We pass the tray, balancing it carefully in our hands lest it tip and the juice stain our clothes. We lift the little cups in our fingers, drain them quickly, replace them. Lift, drain, replace, pass. Lift, drain, replace, pass. That’s how it goes, our remembrance of His blood spilled, His life given in exchange for our eternity. Before the tray can reach me, Adam takes a cup in hand.
And he sips. And sips. And sips.
My minutes left son, the one who wears his watch to bed, sips the juice from the tiny cup. His worship stretches time until it stops. He doesn’t seem to care that we’re waiting, that the man at the end of the row is waiting. He lifts the tiny cup like a goblet, licking the drops from his lips. And then he smiles wide, a smile that reaches to his eyes.
I fidget, looking at Kevin, wondering if I should bid our son to hurry up. Everyone is waiting. But there’s something that feels dangerously right about it, the way Adam savors the Supper. He doesn’t seem to notice that everything has stopped, that we’re watching.

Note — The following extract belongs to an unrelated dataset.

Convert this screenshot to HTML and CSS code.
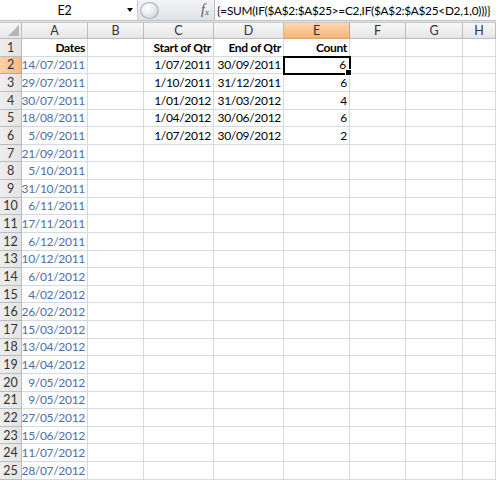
FILE: index.html
```html
<!DOCTYPE html>
<html>
<head>
<meta charset="utf-8">
<link rel="stylesheet" href="styles.css">
</head>
<body>
<div class="app">
  <div class="fbar">
    <div class="namebox"><span class="nb-text">E2</span><span class="nb-arrow"></span></div>
    <div class="fbtns">
      <span class="knob"></span>
      <span class="fx"><i>f</i><sub>x</sub></span>
    </div>
    <div class="formula">{=SUM(IF($A$2:$A$25&gt;=C2,IF($A$2:$A$25&lt;D2,1,0)))}</div>
  </div>
  <div class="sheet">
    <div class="corner"><span class="tri"></span></div>
    <div class="ch">A</div><div class="ch">B</div><div class="ch">C</div><div class="ch">D</div><div class="ch sel">E</div><div class="ch">F</div><div class="ch">G</div><div class="ch">H</div>

    <div class="rh">1</div><div class="c b">Dates</div><div class="c"></div><div class="c b">Start of Qtr</div><div class="c b">End of Qtr</div><div class="c b">Count</div><div class="c"></div><div class="c"></div><div class="c"></div>
    <div class="rh sel">2</div><div class="c d">14/07/2011</div><div class="c"></div><div class="c">1/07/2011</div><div class="c">30/09/2011</div><div class="c active">6<span class="handle"></span></div><div class="c"></div><div class="c"></div><div class="c"></div>
    <div class="rh">3</div><div class="c d">29/07/2011</div><div class="c"></div><div class="c">1/10/2011</div><div class="c">31/12/2011</div><div class="c">6</div><div class="c"></div><div class="c"></div><div class="c"></div>
    <div class="rh">4</div><div class="c d">30/07/2011</div><div class="c"></div><div class="c">1/01/2012</div><div class="c">31/03/2012</div><div class="c">4</div><div class="c"></div><div class="c"></div><div class="c"></div>
    <div class="rh">5</div><div class="c d">18/08/2011</div><div class="c"></div><div class="c">1/04/2012</div><div class="c">30/06/2012</div><div class="c">6</div><div class="c"></div><div class="c"></div><div class="c"></div>
    <div class="rh">6</div><div class="c d">5/09/2011</div><div class="c"></div><div class="c">1/07/2012</div><div class="c">30/09/2012</div><div class="c">2</div><div class="c"></div><div class="c"></div><div class="c"></div>
    <div class="rh">7</div><div class="c d">21/09/2011</div><div class="c"></div><div class="c"></div><div class="c"></div><div class="c"></div><div class="c"></div><div class="c"></div><div class="c"></div>
    <div class="rh">8</div><div class="c d">5/10/2011</div><div class="c"></div><div class="c"></div><div class="c"></div><div class="c"></div><div class="c"></div><div class="c"></div><div class="c"></div>
    <div class="rh">9</div><div class="c d">31/10/2011</div><div class="c"></div><div class="c"></div><div class="c"></div><div class="c"></div><div class="c"></div><div class="c"></div><div class="c"></div>
    <div class="rh">10</div><div class="c d">6/11/2011</div><div class="c"></div><div class="c"></div><div class="c"></div><div class="c"></div><div class="c"></div><div class="c"></div><div class="c"></div>
    <div class="rh">11</div><div class="c d">17/11/2011</div><div class="c"></div><div class="c"></div><div class="c"></div><div class="c"></div><div class="c"></div><div class="c"></div><div class="c"></div>
    <div class="rh">12</div><div class="c d">6/12/2011</div><div class="c"></div><div class="c"></div><div class="c"></div><div class="c"></div><div class="c"></div><div class="c"></div><div class="c"></div>
    <div class="rh">13</div><div class="c d">10/12/2011</div><div class="c"></div><div class="c"></div><div class="c"></div><div class="c"></div><div class="c"></div><div class="c"></div><div class="c"></div>
    <div class="rh">14</div><div class="c d">6/01/2012</div><div class="c"></div><div class="c"></div><div class="c"></div><div class="c"></div><div class="c"></div><div class="c"></div><div class="c"></div>
    <div class="rh">15</div><div class="c d">4/02/2012</div><div class="c"></div><div class="c"></div><div class="c"></div><div class="c"></div><div class="c"></div><div class="c"></div><div class="c"></div>
    <div class="rh">16</div><div class="c d">26/02/2012</div><div class="c"></div><div class="c"></div><div class="c"></div><div class="c"></div><div class="c"></div><div class="c"></div><div class="c"></div>
    <div class="rh">17</div><div class="c d">15/03/2012</div><div class="c"></div><div class="c"></div><div class="c"></div><div class="c"></div><div class="c"></div><div class="c"></div><div class="c"></div>
    <div class="rh">18</div><div class="c d">13/04/2012</div><div class="c"></div><div class="c"></div><div class="c"></div><div class="c"></div><div class="c"></div><div class="c"></div><div class="c"></div>
    <div class="rh">19</div><div class="c d">14/04/2012</div><div class="c"></div><div class="c"></div><div class="c"></div><div class="c"></div><div class="c"></div><div class="c"></div><div class="c"></div>
    <div class="rh">20</div><div class="c d">9/05/2012</div><div class="c"></div><div class="c"></div><div class="c"></div><div class="c"></div><div class="c"></div><div class="c"></div><div class="c"></div>
    <div class="rh">21</div><div class="c d">9/05/2012</div><div class="c"></div><div class="c"></div><div class="c"></div><div class="c"></div><div class="c"></div><div class="c"></div><div class="c"></div>
    <div class="rh">22</div><div class="c d">27/05/2012</div><div class="c"></div><div class="c"></div><div class="c"></div><div class="c"></div><div class="c"></div><div class="c"></div><div class="c"></div>
    <div class="rh">23</div><div class="c d">15/06/2012</div><div class="c"></div><div class="c"></div><div class="c"></div><div class="c"></div><div class="c"></div><div class="c"></div><div class="c"></div>
    <div class="rh">24</div><div class="c d">11/07/2012</div><div class="c"></div><div class="c"></div><div class="c"></div><div class="c"></div><div class="c"></div><div class="c"></div><div class="c"></div>
    <div class="rh">25</div><div class="c d">28/07/2012</div><div class="c"></div><div class="c"></div><div class="c"></div><div class="c"></div><div class="c"></div><div class="c"></div><div class="c"></div>
  </div>
</div>
</body>
</html>
```
FILE: styles.css
```css
html, body {
  margin: 0;
  padding: 0;
  background: #ffffff;
  overflow: hidden;
}
.app {
  width: 496px;
  height: 480px;
  overflow: hidden;
  font-family: "Lato", "Open Sans", sans-serif;
  font-size: 12px;
  letter-spacing: -0.3px;
  color: #000;
  background: #dfe3e8;
}
.fbar {
  display: flex;
  height: 20px;
  border-bottom: 1px solid #c0c4ca;
  background: #e6e9ed;
  margin-bottom: 1px;
}
.namebox {
  width: 137px;
  background: #fff;
  border-right: 1px solid #c7cbd1;
  display: flex;
  align-items: center;
  position: relative;
}
.nb-text {
  flex: 1;
  text-align: center;
  padding-left: 2px;
  font-size: 12.5px;
}
.nb-arrow {
  width: 0;
  height: 0;
  border-left: 3.5px solid transparent;
  border-right: 3.5px solid transparent;
  border-top: 4px solid #000;
  margin-right: 4px;
}
.fbtns {
  width: 76px;
  display: flex;
  align-items: center;
  justify-content: space-between;
  padding: 0 2px 0 2px;
  box-sizing: border-box;
  background: linear-gradient(#f3f4f6, #dfe2e6);
}
.knob {
  width: 19px;
  height: 17px;
  border-radius: 50%;
  background: radial-gradient(circle at 40% 35%, #ffffff 0%, #e9ebee 45%, #bfc3c9 100%);
  border: 1px solid #a9aeb5;
  box-sizing: border-box;
}
.fx {
  font-family: "Liberation Serif", serif;
  color: #555;
  font-size: 14px;
  margin-right: 3px;
  line-height: 1;
  letter-spacing: 0;
}
.fx sub {
  font-size: 9px;
  font-style: italic;
  vertical-align: -1px;
}
.formula {
  flex: 1;
  background: #fff;
  border-left: 1px solid #b5bac1;
  padding-left: 2px;
  display: flex;
  align-items: center;
  white-space: nowrap;
  overflow: hidden;
  font-size: 11.8px;
  letter-spacing: -0.25px;
}
.sheet {
  display: grid;
  grid-template-columns: 22px 66px 56px 70px 70px 66px 56px 57px 1fr;
  grid-template-rows: 17px repeat(25, 17.64px);
  background: #fff;
}
.corner, .ch, .rh {
  background: linear-gradient(#f7f7f7, #e6e6e6);
  border-right: 1px solid #bcbcbc;
  border-bottom: 1px solid #bcbcbc;
  box-sizing: border-box;
  color: #333;
  display: flex;
  align-items: center;
  justify-content: center;
  font-size: 12.5px;
  letter-spacing: 0;
}
.ch {
  border-top: 1px solid #c8c8c8;
}
.corner {
  border-top: 1px solid #c8c8c8;
  position: relative;
}
.tri {
  position: absolute;
  right: 2px;
  bottom: 2px;
  width: 0;
  height: 0;
  border-left: 11px solid transparent;
  border-bottom: 11px solid #b5b5b5;
}
.rh {
  background: linear-gradient(90deg, #eeeeee, #e4e4e4);
}
.ch.sel {
  background: linear-gradient(#fcd8b0, #f6b478);
  border-right-color: #d9a16a;
  border-bottom-color: #d9a16a;
}
.rh.sel {
  background: linear-gradient(90deg, #f9d1a7, #f4bb84);
  border-right-color: #d9a16a;
  border-bottom-color: #d9a16a;
}
.c {
  border-right: 1px solid #d4d9e2;
  border-bottom: 1px solid #d4d9e2;
  box-sizing: border-box;
  text-align: right;
  padding-right: 2px;
  display: flex;
  align-items: center;
  justify-content: flex-end;
  white-space: nowrap;
  overflow: visible;
}
.b {
  font-weight: bold;
}
.d {
  color: #4e6fa6;
}
.active {
  position: relative;
  outline: 2px solid #000;
  outline-offset: -1px;
  padding-right: 3px;
}
.handle {
  position: absolute;
  right: -3px;
  bottom: -3px;
  width: 5px;
  height: 5px;
  background: #000;
  border: 1px solid #fff;
}
```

Finally, he replaces his cup, and I breathe out and take the tray and we resume. Lift, drain, replace, pass.
I look at Kevin and he shrugs. He leans over and whispers in my ear, “Isn’t that really how it should be?”
I nod, absorbing the thought. Yes. That’s exactly how it should be. Savored. Remembered. Strong enough to stop time.
Because in the end, it’s really only about this, and this is what has made us eternal.
Adam’s worship challenges me to savor my own. Suddenly I realize that for all my worry over his distracting, my hurry might have been the only distraction to real worship. This child of mine who struggles so to connect in this world, who finds it so hard to communicate, who marks most of his life in minutes—this child of mine gets lost in worship.
Next to me Adam tastes; he savors; he listens; he sings; he sees. And for just this little while, he doesn’t tell me how many minutes are left.
I am thinking of this as we finish the final hymn. I can see Adam’s lips moving. I can see the emotion in his eyes, the full investment of his heart.
At the end of the song, I sit down to collect my bag, all our bulletins and papers from class. I turn to Adam and find him weeping silently. Tears soak his cheeks. He almost always cries at the end of the service, and he doesn’t have words to explain. He looks at me, wiping the wetness away with his palms. When I ask him why, he buries his head in my lap, covering his eyes with both hands, and he wails. I stroke his hair, sitting back.
“It’s okay,” I whisper in his ear, kissing the back of his head. I savor the weight of him, the knowledge that he still wants to hide in my lap when he feels so much. I taste the moments as they pass, drinking deep, sifting his hair through my fingers. And I thank God for my son.
And that’s when I know, when the Spirit writes this all over my heart:
Worship is meant to be a savoring, a feasting on the Son, a tasting not made for hurry. “Taste and see that the Lord is good; blessed is the one who takes refuge in Him (Psalm 34:8).”
I collect precious moments with my son in my lap, allowing them to take time, and I see that’s what God wants too: the deliberate holding of His son, the savoring of relationship. Always worship happens in eternal sips licked from the lips. I’m meant to hold the weight of the Lamb in my arms, to rest my sweaty palm on the bleating head, to stop time with the observation of grace.
Because in the end, it’s only about this.